Cutting corners saves a boatload of time if you're only ever testing the Happy Path. HP-only testing, alone, roughly halves the time to ship a product, once you realise that no dependency-injection would be required so you just hard-code the dependencies in the class hierarchy or data structures.

More time can be saved by sticking to a single platform ("Does this Go program work on Windows too?" "Meh. Who cares?"), yanking in every library there is ("Why does this run so slow?" "Because developing for Electron is faster than making a native app").

The point is, quality takes time.
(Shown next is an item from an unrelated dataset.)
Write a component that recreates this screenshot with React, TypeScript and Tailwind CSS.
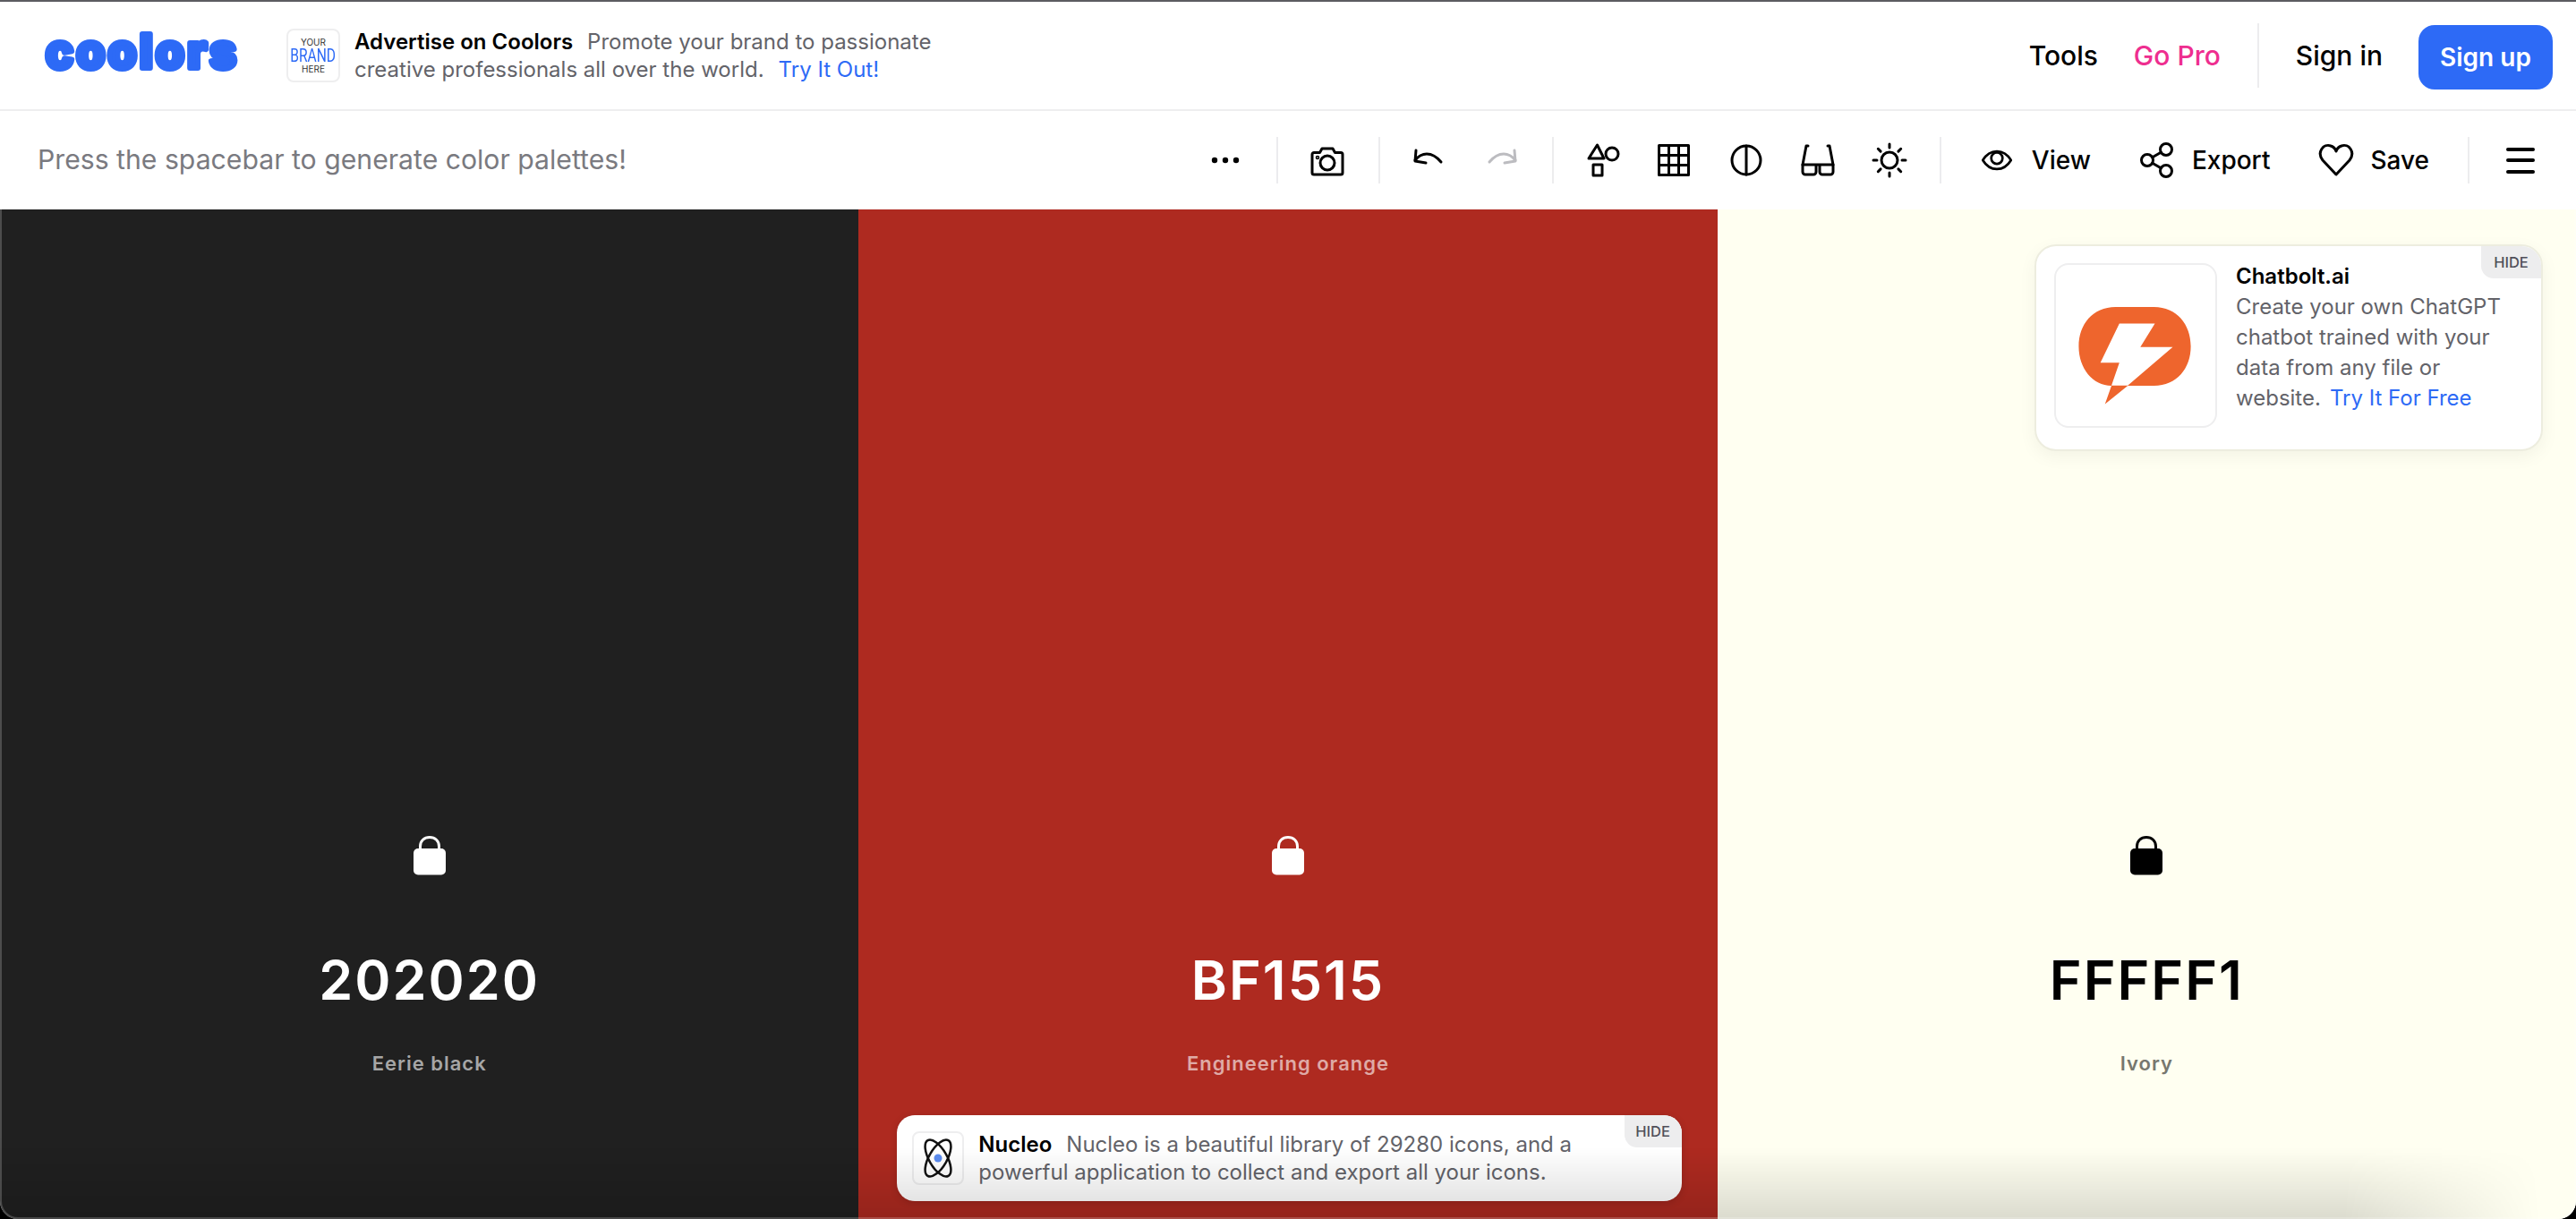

It takes longer to prepare a great meal from fresh ingredients than it does to simply assemble a picnic from nothing but KFC, McDonalds and Krispy Kreem. It takes longer to build a house from concrete and block than from wood and siding.

> Cutting corners saves no time, and then the startup needs to pivot and can't easily due to the ham strung code.

If the startup is pivoting, then they're likely throwing away most of what they built anyway. That's the whole point of the pivot - you switch from producing a product for solving $FOO to a product for solving $BAR.

If you aren't throwing away most of what you have written, you aren't pivoting.